▸ TASK DIRECTIONS: Take the lines from the beginning of the data below through the line holding "const LEGS = [true, true, true, true, false, true]" and return exactly those.

▸ PROVIDED DATA:
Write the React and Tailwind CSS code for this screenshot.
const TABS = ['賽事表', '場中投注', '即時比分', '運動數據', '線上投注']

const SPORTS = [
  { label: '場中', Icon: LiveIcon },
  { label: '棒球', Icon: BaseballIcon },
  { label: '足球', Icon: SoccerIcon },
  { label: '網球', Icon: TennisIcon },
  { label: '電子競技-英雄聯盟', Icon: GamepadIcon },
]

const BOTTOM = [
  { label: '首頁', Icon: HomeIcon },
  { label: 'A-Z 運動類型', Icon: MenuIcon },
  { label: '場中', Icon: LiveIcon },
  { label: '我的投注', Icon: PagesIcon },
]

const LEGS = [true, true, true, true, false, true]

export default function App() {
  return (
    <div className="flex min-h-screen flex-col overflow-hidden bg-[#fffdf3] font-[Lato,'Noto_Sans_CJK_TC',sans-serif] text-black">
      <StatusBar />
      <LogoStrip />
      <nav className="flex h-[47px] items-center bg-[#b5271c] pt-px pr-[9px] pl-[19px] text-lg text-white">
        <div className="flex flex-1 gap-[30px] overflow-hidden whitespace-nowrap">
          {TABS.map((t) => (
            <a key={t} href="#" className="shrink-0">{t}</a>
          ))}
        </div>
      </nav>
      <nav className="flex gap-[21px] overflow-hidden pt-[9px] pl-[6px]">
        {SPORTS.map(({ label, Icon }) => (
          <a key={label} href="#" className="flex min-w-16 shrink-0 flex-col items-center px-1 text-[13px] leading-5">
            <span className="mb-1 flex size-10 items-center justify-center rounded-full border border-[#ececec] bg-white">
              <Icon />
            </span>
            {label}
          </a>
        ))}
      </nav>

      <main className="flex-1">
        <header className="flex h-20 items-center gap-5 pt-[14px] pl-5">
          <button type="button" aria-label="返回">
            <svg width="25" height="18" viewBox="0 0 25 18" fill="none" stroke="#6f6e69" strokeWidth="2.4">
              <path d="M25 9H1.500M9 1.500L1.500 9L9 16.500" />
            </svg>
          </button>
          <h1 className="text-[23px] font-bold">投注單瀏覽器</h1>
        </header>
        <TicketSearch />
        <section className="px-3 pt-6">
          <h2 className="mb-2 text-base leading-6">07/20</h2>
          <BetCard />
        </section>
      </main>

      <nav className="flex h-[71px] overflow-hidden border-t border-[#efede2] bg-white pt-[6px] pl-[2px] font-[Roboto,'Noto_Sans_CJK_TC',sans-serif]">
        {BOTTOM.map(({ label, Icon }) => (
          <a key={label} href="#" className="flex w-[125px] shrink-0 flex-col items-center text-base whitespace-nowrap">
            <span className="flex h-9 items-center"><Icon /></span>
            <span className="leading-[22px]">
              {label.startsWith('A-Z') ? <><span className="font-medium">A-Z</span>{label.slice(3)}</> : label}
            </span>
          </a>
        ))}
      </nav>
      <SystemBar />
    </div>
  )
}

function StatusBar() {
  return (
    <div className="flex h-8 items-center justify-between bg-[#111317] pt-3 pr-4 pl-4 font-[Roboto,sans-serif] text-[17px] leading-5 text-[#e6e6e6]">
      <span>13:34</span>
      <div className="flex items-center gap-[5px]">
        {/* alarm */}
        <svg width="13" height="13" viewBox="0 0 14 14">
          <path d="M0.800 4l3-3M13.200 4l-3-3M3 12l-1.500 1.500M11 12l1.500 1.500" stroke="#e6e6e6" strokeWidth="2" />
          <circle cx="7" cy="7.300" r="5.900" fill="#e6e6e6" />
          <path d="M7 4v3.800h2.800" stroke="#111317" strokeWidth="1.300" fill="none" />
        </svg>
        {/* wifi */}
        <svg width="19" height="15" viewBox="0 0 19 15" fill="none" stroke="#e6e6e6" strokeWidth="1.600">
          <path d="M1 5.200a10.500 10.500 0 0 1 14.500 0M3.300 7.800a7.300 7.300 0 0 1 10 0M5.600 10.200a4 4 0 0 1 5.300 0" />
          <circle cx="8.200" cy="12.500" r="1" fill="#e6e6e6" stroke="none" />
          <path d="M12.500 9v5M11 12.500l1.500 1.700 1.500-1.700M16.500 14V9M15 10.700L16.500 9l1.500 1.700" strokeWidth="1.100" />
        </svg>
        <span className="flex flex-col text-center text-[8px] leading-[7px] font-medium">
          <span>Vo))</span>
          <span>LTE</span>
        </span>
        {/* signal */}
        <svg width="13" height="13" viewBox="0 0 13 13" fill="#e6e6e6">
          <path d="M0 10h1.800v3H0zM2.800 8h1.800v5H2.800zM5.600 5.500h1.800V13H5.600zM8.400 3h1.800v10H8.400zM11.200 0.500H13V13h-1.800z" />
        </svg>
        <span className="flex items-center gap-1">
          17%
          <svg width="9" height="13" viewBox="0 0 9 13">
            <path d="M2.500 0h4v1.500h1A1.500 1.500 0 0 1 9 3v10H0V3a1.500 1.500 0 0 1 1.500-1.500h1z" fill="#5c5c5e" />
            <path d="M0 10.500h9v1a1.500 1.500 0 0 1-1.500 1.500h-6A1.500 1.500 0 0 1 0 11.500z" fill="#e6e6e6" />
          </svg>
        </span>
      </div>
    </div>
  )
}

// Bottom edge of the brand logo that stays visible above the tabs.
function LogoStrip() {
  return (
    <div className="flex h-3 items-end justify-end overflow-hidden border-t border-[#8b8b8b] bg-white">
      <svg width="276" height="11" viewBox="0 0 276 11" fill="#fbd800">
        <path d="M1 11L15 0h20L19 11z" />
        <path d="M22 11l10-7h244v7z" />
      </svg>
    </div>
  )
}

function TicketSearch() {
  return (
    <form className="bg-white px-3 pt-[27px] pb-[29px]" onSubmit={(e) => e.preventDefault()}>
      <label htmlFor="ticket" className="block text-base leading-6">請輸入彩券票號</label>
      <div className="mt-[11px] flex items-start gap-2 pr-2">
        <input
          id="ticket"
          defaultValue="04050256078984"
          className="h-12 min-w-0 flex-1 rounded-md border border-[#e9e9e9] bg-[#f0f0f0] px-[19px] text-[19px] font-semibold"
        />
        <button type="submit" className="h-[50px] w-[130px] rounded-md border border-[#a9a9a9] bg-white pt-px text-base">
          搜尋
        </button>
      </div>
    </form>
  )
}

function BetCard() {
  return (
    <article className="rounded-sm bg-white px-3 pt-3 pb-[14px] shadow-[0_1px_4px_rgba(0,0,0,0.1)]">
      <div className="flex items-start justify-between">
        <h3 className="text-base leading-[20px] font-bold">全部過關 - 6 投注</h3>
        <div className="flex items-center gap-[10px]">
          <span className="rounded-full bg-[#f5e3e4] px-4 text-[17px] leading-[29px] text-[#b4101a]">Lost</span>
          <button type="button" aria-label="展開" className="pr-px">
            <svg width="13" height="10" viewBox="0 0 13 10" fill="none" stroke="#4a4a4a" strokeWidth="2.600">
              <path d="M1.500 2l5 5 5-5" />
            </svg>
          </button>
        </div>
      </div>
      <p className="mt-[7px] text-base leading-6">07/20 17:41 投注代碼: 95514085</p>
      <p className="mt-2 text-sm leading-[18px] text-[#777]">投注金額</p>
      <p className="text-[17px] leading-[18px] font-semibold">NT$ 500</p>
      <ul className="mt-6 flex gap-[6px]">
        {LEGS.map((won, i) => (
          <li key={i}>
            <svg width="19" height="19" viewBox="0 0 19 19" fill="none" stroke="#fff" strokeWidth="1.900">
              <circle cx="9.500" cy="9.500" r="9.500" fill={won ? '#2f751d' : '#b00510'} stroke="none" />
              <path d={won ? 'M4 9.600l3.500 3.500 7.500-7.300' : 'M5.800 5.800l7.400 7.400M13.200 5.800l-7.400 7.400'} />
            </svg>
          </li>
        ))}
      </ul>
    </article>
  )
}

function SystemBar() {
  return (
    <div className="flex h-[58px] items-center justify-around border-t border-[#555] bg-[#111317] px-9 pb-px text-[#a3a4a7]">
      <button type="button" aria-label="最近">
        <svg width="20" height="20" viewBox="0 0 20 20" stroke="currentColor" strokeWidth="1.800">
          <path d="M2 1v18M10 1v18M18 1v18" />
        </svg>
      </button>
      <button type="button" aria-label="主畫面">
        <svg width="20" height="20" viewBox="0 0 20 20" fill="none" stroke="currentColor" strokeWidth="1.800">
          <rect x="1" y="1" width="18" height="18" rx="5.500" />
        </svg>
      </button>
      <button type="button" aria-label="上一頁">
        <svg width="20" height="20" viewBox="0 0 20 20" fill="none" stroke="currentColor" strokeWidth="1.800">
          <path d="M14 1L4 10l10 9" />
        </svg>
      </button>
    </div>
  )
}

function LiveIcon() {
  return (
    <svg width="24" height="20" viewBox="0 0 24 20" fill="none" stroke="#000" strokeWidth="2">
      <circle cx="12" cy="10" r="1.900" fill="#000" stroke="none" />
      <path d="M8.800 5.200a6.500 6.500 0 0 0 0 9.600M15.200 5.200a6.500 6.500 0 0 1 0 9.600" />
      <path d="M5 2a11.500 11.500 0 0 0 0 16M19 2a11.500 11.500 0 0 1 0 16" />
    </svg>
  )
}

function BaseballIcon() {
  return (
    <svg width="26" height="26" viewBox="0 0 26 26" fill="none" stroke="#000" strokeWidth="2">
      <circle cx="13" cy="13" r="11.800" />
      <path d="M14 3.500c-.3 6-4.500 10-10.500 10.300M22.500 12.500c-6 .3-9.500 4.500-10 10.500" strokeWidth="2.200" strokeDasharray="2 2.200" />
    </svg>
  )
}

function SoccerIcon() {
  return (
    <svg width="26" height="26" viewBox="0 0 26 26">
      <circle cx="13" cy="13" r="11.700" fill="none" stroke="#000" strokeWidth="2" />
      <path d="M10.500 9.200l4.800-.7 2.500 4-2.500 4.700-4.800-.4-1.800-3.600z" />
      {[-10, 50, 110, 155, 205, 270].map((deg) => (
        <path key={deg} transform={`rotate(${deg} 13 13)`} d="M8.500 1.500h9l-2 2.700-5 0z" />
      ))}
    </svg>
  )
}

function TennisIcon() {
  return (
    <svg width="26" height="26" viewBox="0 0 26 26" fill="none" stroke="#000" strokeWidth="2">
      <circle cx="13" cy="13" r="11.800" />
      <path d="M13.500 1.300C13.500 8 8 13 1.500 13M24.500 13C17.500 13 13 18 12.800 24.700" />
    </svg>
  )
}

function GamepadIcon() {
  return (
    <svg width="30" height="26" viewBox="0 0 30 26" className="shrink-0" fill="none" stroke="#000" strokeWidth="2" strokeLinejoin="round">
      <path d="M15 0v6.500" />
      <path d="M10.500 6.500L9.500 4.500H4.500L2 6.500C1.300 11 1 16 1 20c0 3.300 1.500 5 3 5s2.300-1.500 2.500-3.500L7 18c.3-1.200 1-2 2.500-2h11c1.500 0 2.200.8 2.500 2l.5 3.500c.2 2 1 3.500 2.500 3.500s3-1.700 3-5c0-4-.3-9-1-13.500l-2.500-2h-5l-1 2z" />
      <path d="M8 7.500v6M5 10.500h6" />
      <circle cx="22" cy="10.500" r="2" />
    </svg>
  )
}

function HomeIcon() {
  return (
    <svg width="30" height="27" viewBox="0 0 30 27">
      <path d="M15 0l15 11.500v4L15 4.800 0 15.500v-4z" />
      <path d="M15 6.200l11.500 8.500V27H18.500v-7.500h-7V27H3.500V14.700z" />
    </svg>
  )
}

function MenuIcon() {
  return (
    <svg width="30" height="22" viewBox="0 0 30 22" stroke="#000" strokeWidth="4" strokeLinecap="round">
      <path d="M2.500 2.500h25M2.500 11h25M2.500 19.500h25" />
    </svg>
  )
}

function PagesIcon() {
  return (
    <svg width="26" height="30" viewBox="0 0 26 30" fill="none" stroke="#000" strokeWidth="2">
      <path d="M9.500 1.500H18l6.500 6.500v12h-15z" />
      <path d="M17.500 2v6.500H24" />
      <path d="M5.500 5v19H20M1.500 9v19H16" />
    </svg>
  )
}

▸ CORRECT RESPONSE:
Write the React and Tailwind CSS code for this screenshot.
const TABS = ['賽事表', '場中投注', '即時比分', '運動數據', '線上投注']

const SPORTS = [
  { label: '場中', Icon: LiveIcon },
  { label: '棒球', Icon: BaseballIcon },
  { label: '足球', Icon: SoccerIcon },
  { label: '網球', Icon: TennisIcon },
  { label: '電子競技-英雄聯盟', Icon: GamepadIcon },
]

const BOTTOM = [
  { label: '首頁', Icon: HomeIcon },
  { label: 'A-Z 運動類型', Icon: MenuIcon },
  { label: '場中', Icon: LiveIcon },
  { label: '我的投注', Icon: PagesIcon },
]

const LEGS = [true, true, true, true, false, true]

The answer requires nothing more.